WATSONVILLE—The average trick or treater consumes roughly 3 cups of sugar on Halloween, according to data collected by CouponFollow in 2013. That’s the equivalent of 220 sugar packets, and 16 times the daily recommendation of 25 grams suggested by the American Heart Association.
Dientes Community Dental Care on Tuesday provided some preventive oral health care for roughly 30 H.A. Hyde Elementary School students in advance of Thursday’s sugar-packed Holiday.
The in-school visit was part of the organization’s Outreach Program, which aims to eliminate transportation as a barrier to visit the dentist by bringing the care into the classroom of 22 elementary schools throughout Santa Cruz County.
Thirteen of those schools are located in Pajaro Valley Unified School District, an area in which Dientes has steadily expanded its reach over the last year.
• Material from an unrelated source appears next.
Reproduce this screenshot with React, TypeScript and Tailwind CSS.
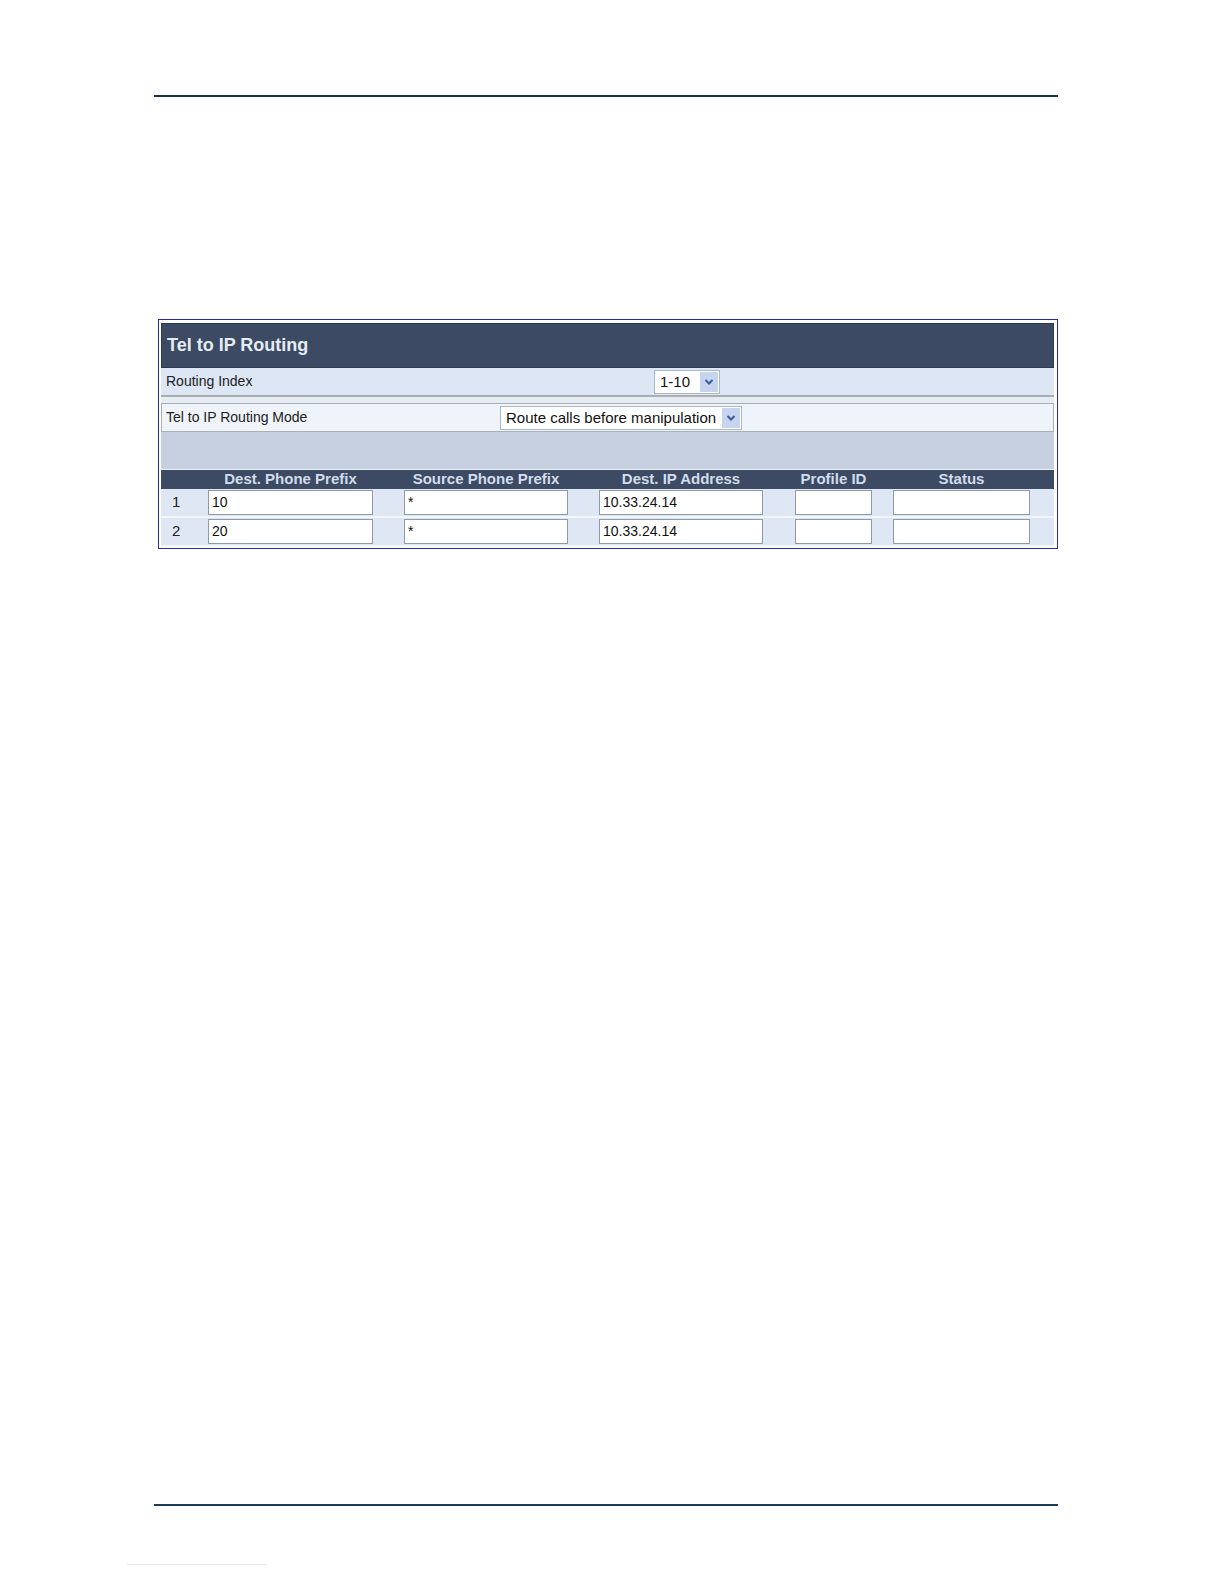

They’ve added five elementary schools—Bradley, Hall District, Mintie White, Radcliff and T.S. MacQuiddy—from PVUSD, and also recently branched out to older students by taking the program to Sequoia High School, an alternative education school off Green Valley Road opened in 2016.
“It’s a population that a lot of people have kind of written off and those administrators haven’t,” Nicole Mello, outreach program manager, said about the expansion to Sequoia. “It really pushes our mission of serving the underserved and sometimes forgotten. We want to make sure they get the same resources as everybody else.”
Mello said Dientes hopes to expand into more secondary schools in the future.
The Outreach Program brings the dentist chair to the classroom to provide participating students with a routine exam and cleaning, as well as fluoride treatment and X-rays.
Mello said that more than 30 percent of children in the county have never been to the dentist. Dientes hopes the in-school visits can steadily lower that number by educating both kids and parents about the importance of oral health.
According to the Centers for Disease Control and Prevention, dental decay is the single most common childhood disease—four times more common than asthma. A simple exam, Mello said, can change the trajectory of a kid’s long-term health.
“People probably don’t think this is super helpful, but the little things add up,” Mello said.
Dentist Hannah Mixter echoed Mello saying that a healthy mouth has larger impacts on the child’s overall health.
“Their teeth are part of their overall health that’s going to be impacting their ability to eat well, sleep well, to function well at home and in school,” Mixter said. “It also impacts their self-esteem—their ability to speak and smile. It’s incredibly important, even if it’s a small component.”